***** MATERIAL PROVIDED

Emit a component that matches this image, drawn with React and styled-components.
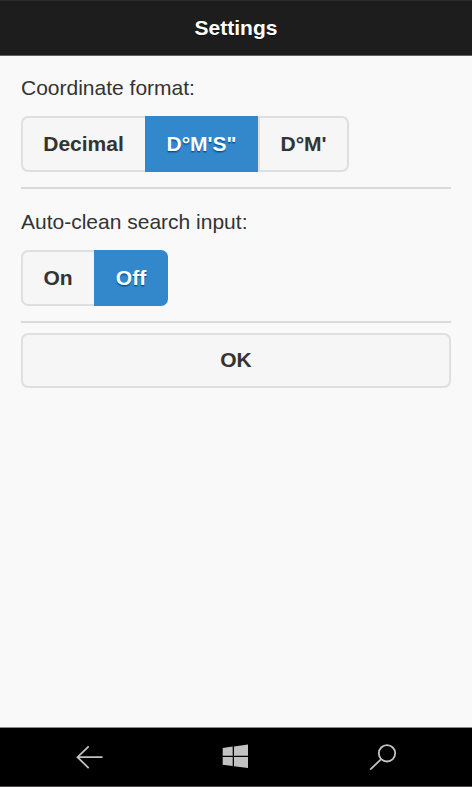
import React, { useState } from 'react';
import styled, { createGlobalStyle, css } from 'styled-components';

const GlobalStyle = createGlobalStyle`
  * {
    box-sizing: border-box;
  }
  body {
    margin: 0;
    background-color: #f9f9f9;
  }
`;

const Screen = styled.div`
  display: flex;
  flex-direction: column;
  width: 100%;
  height: 100vh;
  background-color: #f9f9f9;
  color: #333333;
  font-family: 'Liberation Sans', Arial, Helvetica, sans-serif;
  font-size: 21px;
  line-height: 28px;
`;

const Header = styled.header`
  flex: none;
  height: 56px;
  padding-top: 13px;
  border-top: 1px solid #2b2b2b;
  border-bottom: 1px solid #626262;
  background-color: #1d1d1d;
`;

const Title = styled.h1`
  margin: 0;
  font-size: 21px;
  line-height: 28px;
  font-weight: bold;
  text-align: center;
  color: #ffffff;
  text-shadow: 0 1px 0 #111111;
`;

const Content = styled.main`
  display: flex;
  flex-direction: column;
  flex: 1;
  padding: 18px 21px 0;
`;

const Setting = styled.section`
  height: ${props => props.$height}px;
  margin-bottom: ${props => props.$gap}px;
  border-bottom: 2px solid #dadada;
`;

const Label = styled.div`
  height: 28px;
  margin-bottom: 14px;
`;

const ButtonGroup = styled.div`
  display: flex;
`;

const Button = styled.button`
  height: 56px;
  padding: 0;
  border: 2px solid #dfdfdf;
  border-radius: 7px;
  background-color: #f6f6f6;
  color: #333333;
  font-family: inherit;
  font-size: 21px;
  font-weight: bold;
  line-height: 28px;
  text-shadow: 0 1px 0 #f3f3f3;
  cursor: pointer;
`;

const OptionButton = styled(Button)`
  width: ${props => props.$width}px;
  border-radius: 0;
  &:first-child {
    padding-right: 1px;
    border-right: 0;
    border-radius: 7px 0 0 7px;
  }
  &:last-child {
    border-radius: 0 7px 7px 0;
  }
  ${props => {
    if (props.$selected) {
      return css`
        border-color: #3388cc;
        background-color: #3388cc;
        color: #ffffff;
        text-shadow: 0 1px 0 #005599, 0 2px 1px rgba(0, 85, 153, 0.5);
      `;
    }
  }}
`;

const OkButton = styled(Button)`
  width: 100%;
  height: 55px;
  padding-bottom: 1px;
`;

const NavBar = styled.nav`
  flex: none;
  display: grid;
  grid-template-columns: 178px 114px 180px;
  align-items: center;
  justify-items: center;
  height: 60px;
  border-top: 1px solid #8a8a8a;
  border-bottom: 1px solid #4d4a4c;
  background-color: #000000;
`;

const NavIcon = styled.svg`
  display: block;
  width: 30px;
  height: 30px;
  fill: none;
  stroke: #c2c2c2;
  stroke-width: 1.8;
`;

const coordinateFormats = [
  { name: 'Decimal', width: 124 },
  { name: 'D°M\'S"', width: 113 },
  { name: "D°M'", width: 91 },
];

const autoCleanStates = [
  { name: 'On', width: 73 },
  { name: 'Off', width: 74 },
];

function OptionGroup(props) {
  return (
    <ButtonGroup>
      {props.options.map(option => (
        <OptionButton
          key={option.name}
          $width={option.width}
          $selected={option.name === props.value}
          onClick={() => props.onSelect(option.name)}
        >
          {option.name}
        </OptionButton>
      ))}
    </ButtonGroup>
  );
}

function App() {
  const [format, setFormat] = useState('D°M\'S"');
  const [autoClean, setAutoClean] = useState('Off');

  return (
    <>
      <GlobalStyle />
      <Screen>
        <Header>
          <Title>Settings</Title>
        </Header>
        <Content>
          <Setting $height={115} $gap={19}>
            <Label>Coordinate format:</Label>
            <OptionGroup
              options={coordinateFormats}
              value={format}
              onSelect={setFormat}
            />
          </Setting>
          <Setting $height={115} $gap={10}>
            <Label>Auto-clean search input:</Label>
            <OptionGroup
              options={autoCleanStates}
              value={autoClean}
              onSelect={setAutoClean}
            />
          </Setting>
          <OkButton>OK</OkButton>
        </Content>
        <NavBar>
          <NavIcon viewBox="0 0 30 30">
            <path d="M28.5 15.2H3.2M14.7 4.3L3.5 15.2L14.7 26.1" />
          </NavIcon>
          <NavIcon viewBox="0 0 30 30">
            <g fill="#c2c2c2" stroke="none">
              <path d="M2.7 6L12.7 4.6V13.7H2.7Z" />
              <path d="M14 4.4L28 2.6V13.7H14Z" />
              <path d="M2.7 14.9H12.7V24.1L2.7 22.7Z" />
              <path d="M14 14.9H28V26.1L14 24.3Z" />
            </g>
          </NavIcon>
          <NavIcon viewBox="0 0 30 30">
            <circle cx="20" cy="11.3" r="8.2" />
            <path d="M14.2 17.1L3.2 27.6" />
          </NavIcon>
        </NavBar>
      </Screen>
    </>
  );
}

export default App;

**********

## GIVEN TASK
Copy out all the data exactly; skip the pictures.

## SOLVED PROBLEM
Emit a component that matches this image, drawn with React and styled-components.
import React, { useState } from 'react';
import styled, { createGlobalStyle, css } from 'styled-components';

const GlobalStyle = createGlobalStyle`
  * {
    box-sizing: border-box;
  }
  body {
    margin: 0;
    background-color: #f9f9f9;
  }
`;

const Screen = styled.div`
  display: flex;
  flex-direction: column;
  width: 100%;
  height: 100vh;
  background-color: #f9f9f9;
  color: #333333;
  font-family: 'Liberation Sans', Arial, Helvetica, sans-serif;
  font-size: 21px;
  line-height: 28px;
`;

const Header = styled.header`
  flex: none;
  height: 56px;
  padding-top: 13px;
  border-top: 1px solid #2b2b2b;
  border-bottom: 1px solid #626262;
  background-color: #1d1d1d;
`;

const Title = styled.h1`
  margin: 0;
  font-size: 21px;
  line-height: 28px;
  font-weight: bold;
  text-align: center;
  color: #ffffff;
  text-shadow: 0 1px 0 #111111;
`;

const Content = styled.main`
  display: flex;
  flex-direction: column;
  flex: 1;
  padding: 18px 21px 0;
`;

const Setting = styled.section`
  height: ${props => props.$height}px;
  margin-bottom: ${props => props.$gap}px;
  border-bottom: 2px solid #dadada;
`;

const Label = styled.div`
  height: 28px;
  margin-bottom: 14px;
`;

const ButtonGroup = styled.div`
  display: flex;
`;

const Button = styled.button`
  height: 56px;
  padding: 0;
  border: 2px solid #dfdfdf;
  border-radius: 7px;
  background-color: #f6f6f6;
  color: #333333;
  font-family: inherit;
  font-size: 21px;
  font-weight: bold;
  line-height: 28px;
  text-shadow: 0 1px 0 #f3f3f3;
  cursor: pointer;
`;

const OptionButton = styled(Button)`
  width: ${props => props.$width}px;
  border-radius: 0;
  &:first-child {
    padding-right: 1px;
    border-right: 0;
    border-radius: 7px 0 0 7px;
  }
  &:last-child {
    border-radius: 0 7px 7px 0;
  }
  ${props => {
    if (props.$selected) {
      return css`
        border-color: #3388cc;
        background-color: #3388cc;
        color: #ffffff;
        text-shadow: 0 1px 0 #005599, 0 2px 1px rgba(0, 85, 153, 0.5);
      `;
    }
  }}
`;

const OkButton = styled(Button)`
  width: 100%;
  height: 55px;
  padding-bottom: 1px;
`;

const NavBar = styled.nav`
  flex: none;
  display: grid;
  grid-template-columns: 178px 114px 180px;
  align-items: center;
  justify-items: center;
  height: 60px;
  border-top: 1px solid #8a8a8a;
  border-bottom: 1px solid #4d4a4c;
  background-color: #000000;
`;

const NavIcon = styled.svg`
  display: block;
  width: 30px;
  height: 30px;
  fill: none;
  stroke: #c2c2c2;
  stroke-width: 1.8;
`;

const coordinateFormats = [
  { name: 'Decimal', width: 124 },
  { name: 'D°M\'S"', width: 113 },
  { name: "D°M'", width: 91 },
];

const autoCleanStates = [
  { name: 'On', width: 73 },
  { name: 'Off', width: 74 },
];

function OptionGroup(props) {
  return (
    <ButtonGroup>
      {props.options.map(option => (
        <OptionButton
          key={option.name}
          $width={option.width}
          $selected={option.name === props.value}
          onClick={() => props.onSelect(option.name)}
        >
          {option.name}
        </OptionButton>
      ))}
    </ButtonGroup>
  );
}

function App() {
  const [format, setFormat] = useState('D°M\'S"');
  const [autoClean, setAutoClean] = useState('Off');

  return (
    <>
      <GlobalStyle />
      <Screen>
        <Header>
          <Title>Settings</Title>
        </Header>
        <Content>
          <Setting $height={115} $gap={19}>
            <Label>Coordinate format:</Label>
            <OptionGroup
              options={coordinateFormats}
              value={format}
              onSelect={setFormat}
            />
          </Setting>
          <Setting $height={115} $gap={10}>
            <Label>Auto-clean search input:</Label>
            <OptionGroup
              options={autoCleanStates}
              value={autoClean}
              onSelect={setAutoClean}
            />
          </Setting>
          <OkButton>OK</OkButton>
        </Content>
        <NavBar>
          <NavIcon viewBox="0 0 30 30">
            <path d="M28.5 15.2H3.2M14.7 4.3L3.5 15.2L14.7 26.1" />
          </NavIcon>
          <NavIcon viewBox="0 0 30 30">
            <g fill="#c2c2c2" stroke="none">
              <path d="M2.7 6L12.7 4.6V13.7H2.7Z" />
              <path d="M14 4.4L28 2.6V13.7H14Z" />
              <path d="M2.7 14.9H12.7V24.1L2.7 22.7Z" />
              <path d="M14 14.9H28V26.1L14 24.3Z" />
            </g>
          </NavIcon>
          <NavIcon viewBox="0 0 30 30">
            <circle cx="20" cy="11.3" r="8.2" />
            <path d="M14.2 17.1L3.2 27.6" />
          </NavIcon>
        </NavBar>
      </Screen>
    </>
  );
}

export default App;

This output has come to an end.